◆ Dataset entries ◆
---
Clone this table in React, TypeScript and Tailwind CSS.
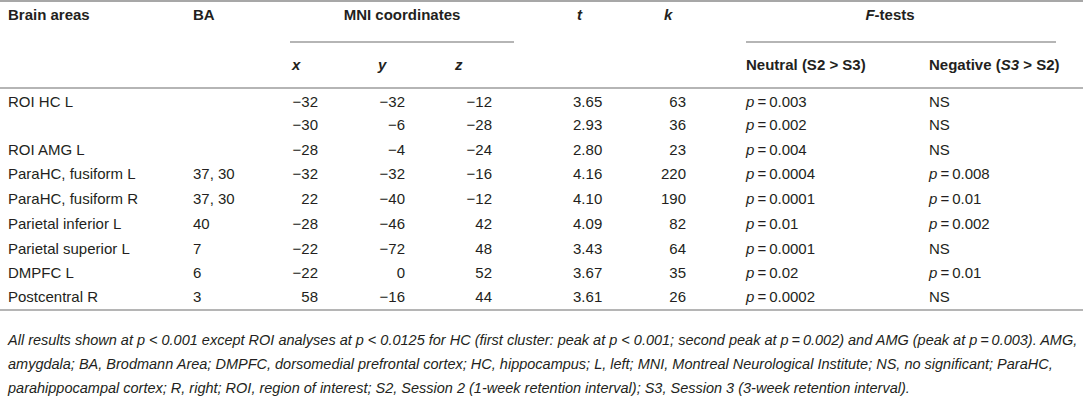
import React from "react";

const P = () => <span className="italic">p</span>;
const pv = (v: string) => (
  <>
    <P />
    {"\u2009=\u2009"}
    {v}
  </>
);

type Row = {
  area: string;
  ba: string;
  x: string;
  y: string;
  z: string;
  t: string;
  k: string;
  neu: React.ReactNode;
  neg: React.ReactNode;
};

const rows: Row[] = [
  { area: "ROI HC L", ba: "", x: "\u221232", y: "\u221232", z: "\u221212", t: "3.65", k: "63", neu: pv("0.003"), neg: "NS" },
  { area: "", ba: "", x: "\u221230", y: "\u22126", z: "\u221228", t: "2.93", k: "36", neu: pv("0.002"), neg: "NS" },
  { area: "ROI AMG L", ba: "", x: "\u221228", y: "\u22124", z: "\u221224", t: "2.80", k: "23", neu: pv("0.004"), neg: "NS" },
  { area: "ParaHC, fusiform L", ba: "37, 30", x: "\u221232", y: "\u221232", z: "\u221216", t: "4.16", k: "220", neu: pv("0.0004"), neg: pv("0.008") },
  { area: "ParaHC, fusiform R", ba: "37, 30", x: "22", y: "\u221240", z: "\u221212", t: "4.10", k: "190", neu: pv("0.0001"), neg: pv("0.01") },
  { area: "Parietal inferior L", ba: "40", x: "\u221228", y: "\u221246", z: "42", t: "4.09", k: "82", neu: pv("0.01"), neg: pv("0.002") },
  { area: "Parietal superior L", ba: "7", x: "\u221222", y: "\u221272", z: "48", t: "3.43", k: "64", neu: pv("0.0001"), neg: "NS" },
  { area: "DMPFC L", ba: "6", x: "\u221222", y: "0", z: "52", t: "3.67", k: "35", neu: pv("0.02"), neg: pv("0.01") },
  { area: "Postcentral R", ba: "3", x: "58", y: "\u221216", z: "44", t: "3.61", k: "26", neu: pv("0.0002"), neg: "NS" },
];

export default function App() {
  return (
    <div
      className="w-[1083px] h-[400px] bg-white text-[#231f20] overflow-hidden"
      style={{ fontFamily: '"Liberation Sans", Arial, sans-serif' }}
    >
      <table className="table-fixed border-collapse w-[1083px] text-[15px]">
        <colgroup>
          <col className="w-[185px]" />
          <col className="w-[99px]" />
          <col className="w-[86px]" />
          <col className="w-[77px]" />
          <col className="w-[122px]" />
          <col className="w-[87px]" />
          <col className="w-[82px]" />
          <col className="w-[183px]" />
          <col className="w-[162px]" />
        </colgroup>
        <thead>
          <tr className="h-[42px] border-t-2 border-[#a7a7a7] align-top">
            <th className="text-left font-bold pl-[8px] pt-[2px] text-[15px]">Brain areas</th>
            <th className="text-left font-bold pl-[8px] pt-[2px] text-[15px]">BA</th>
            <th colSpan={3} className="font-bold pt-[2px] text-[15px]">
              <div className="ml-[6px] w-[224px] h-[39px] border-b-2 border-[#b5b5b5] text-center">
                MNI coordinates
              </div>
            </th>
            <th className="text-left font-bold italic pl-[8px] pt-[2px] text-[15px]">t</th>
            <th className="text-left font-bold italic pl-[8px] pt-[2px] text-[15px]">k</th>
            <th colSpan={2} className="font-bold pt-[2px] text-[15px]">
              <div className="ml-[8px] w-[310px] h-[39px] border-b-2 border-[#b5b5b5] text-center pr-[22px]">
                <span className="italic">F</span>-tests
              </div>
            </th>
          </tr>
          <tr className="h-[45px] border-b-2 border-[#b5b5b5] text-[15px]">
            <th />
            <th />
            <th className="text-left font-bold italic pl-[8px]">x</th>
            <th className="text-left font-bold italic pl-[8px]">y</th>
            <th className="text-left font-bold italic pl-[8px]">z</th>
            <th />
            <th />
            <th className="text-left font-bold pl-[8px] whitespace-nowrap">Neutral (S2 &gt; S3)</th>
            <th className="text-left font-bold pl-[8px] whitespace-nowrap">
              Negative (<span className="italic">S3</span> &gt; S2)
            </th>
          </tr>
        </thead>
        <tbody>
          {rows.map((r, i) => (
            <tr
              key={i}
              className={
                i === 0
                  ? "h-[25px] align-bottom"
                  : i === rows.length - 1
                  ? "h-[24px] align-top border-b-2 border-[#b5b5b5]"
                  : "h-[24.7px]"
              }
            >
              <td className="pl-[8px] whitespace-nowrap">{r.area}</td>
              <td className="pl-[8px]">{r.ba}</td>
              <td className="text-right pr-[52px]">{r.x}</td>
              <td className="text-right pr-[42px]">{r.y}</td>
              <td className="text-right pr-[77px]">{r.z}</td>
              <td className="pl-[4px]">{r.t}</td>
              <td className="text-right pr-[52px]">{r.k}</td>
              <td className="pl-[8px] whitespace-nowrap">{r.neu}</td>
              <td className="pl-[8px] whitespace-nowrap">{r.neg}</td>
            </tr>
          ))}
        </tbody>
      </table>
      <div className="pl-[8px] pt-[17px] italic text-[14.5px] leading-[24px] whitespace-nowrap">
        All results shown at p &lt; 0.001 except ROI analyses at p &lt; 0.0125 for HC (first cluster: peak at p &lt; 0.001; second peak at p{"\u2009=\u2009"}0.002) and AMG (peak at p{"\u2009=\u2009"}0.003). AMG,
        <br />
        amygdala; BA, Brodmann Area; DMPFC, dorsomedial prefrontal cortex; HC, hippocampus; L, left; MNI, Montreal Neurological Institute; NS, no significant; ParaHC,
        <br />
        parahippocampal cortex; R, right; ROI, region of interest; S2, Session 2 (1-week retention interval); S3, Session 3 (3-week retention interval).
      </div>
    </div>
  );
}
---
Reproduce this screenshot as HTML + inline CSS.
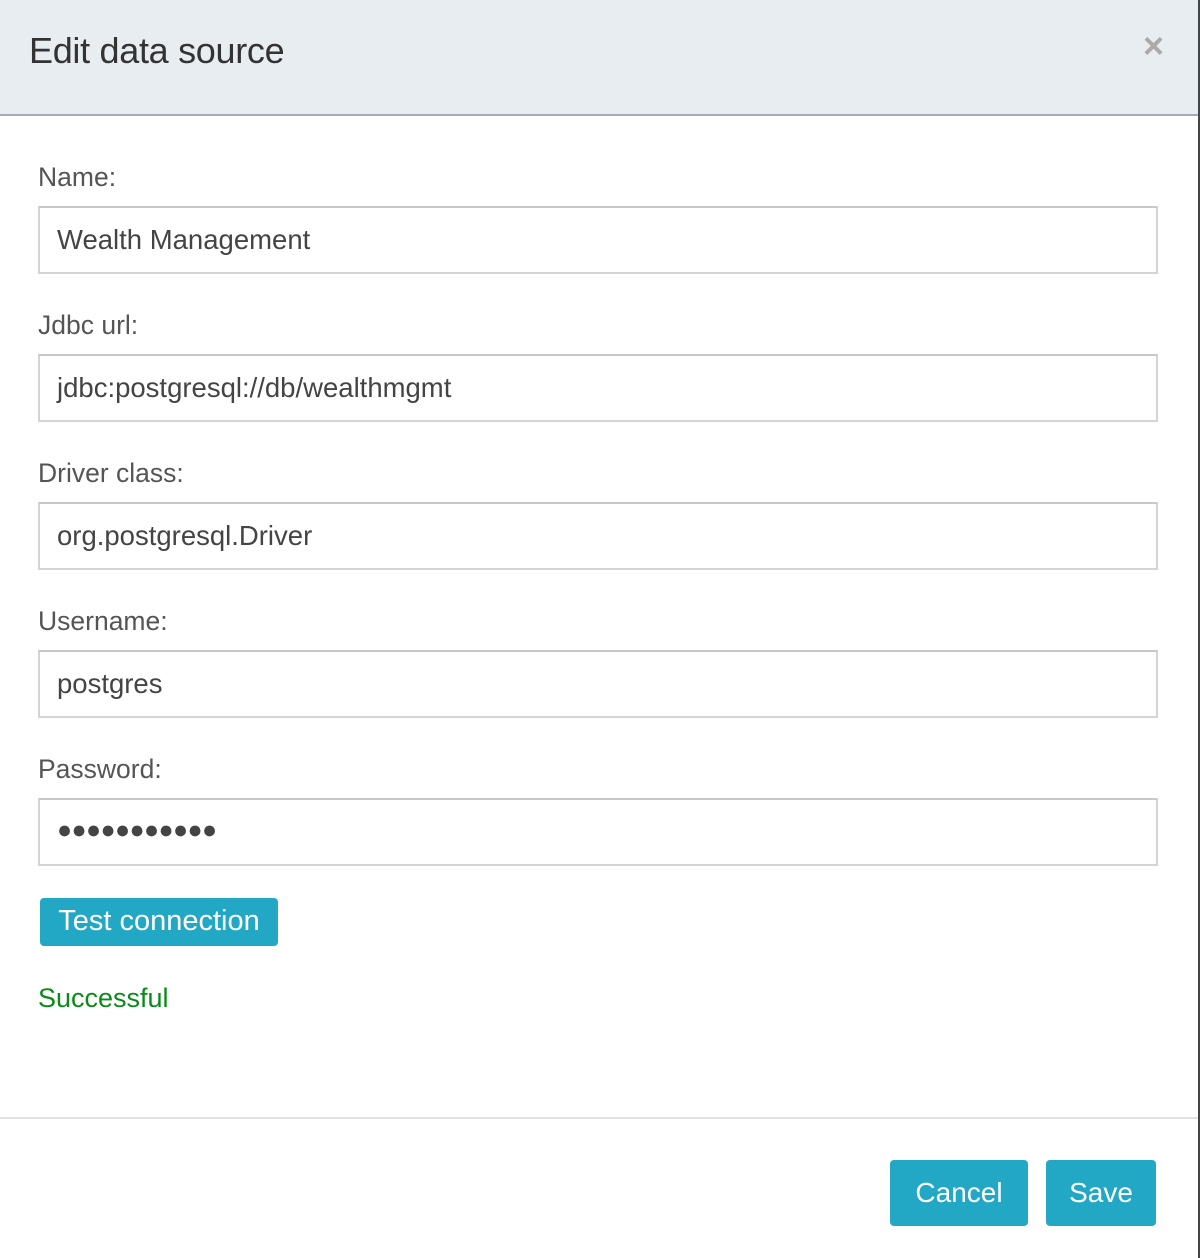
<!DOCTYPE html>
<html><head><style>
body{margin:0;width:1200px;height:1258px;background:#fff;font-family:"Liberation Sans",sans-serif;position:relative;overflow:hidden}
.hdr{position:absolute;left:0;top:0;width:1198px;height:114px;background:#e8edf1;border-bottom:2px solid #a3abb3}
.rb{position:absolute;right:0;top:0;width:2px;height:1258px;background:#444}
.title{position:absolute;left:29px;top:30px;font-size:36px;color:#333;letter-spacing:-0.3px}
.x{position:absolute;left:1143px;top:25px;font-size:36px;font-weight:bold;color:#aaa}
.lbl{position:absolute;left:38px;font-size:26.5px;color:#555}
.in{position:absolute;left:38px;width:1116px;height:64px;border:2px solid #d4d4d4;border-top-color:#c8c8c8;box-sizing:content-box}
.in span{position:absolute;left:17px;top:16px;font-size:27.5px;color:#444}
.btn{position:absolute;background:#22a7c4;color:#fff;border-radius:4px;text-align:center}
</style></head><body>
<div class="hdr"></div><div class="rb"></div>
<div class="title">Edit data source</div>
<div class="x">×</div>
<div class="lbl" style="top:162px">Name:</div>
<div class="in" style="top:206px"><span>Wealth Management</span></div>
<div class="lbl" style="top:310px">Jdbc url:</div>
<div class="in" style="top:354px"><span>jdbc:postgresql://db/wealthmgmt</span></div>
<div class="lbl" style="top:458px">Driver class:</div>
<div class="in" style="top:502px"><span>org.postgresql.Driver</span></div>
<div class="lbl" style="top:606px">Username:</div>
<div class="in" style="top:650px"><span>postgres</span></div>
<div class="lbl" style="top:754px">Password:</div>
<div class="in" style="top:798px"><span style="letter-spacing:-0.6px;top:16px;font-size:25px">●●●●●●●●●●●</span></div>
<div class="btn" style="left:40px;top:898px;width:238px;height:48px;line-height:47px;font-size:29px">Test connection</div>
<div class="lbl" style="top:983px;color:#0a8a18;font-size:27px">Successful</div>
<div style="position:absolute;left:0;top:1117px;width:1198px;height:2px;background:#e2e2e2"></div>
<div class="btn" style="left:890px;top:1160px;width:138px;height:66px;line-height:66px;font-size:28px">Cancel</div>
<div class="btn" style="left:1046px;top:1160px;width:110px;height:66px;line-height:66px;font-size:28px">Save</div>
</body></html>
---
◆ Your instructions ◆
Pick out and copy the lines of the entries that hold the string "React".

◆ Expected answer ◆
Clone this table in React, TypeScript and Tailwind CSS.
import React from "react";
  neu: React.ReactNode;
  neg: React.ReactNode;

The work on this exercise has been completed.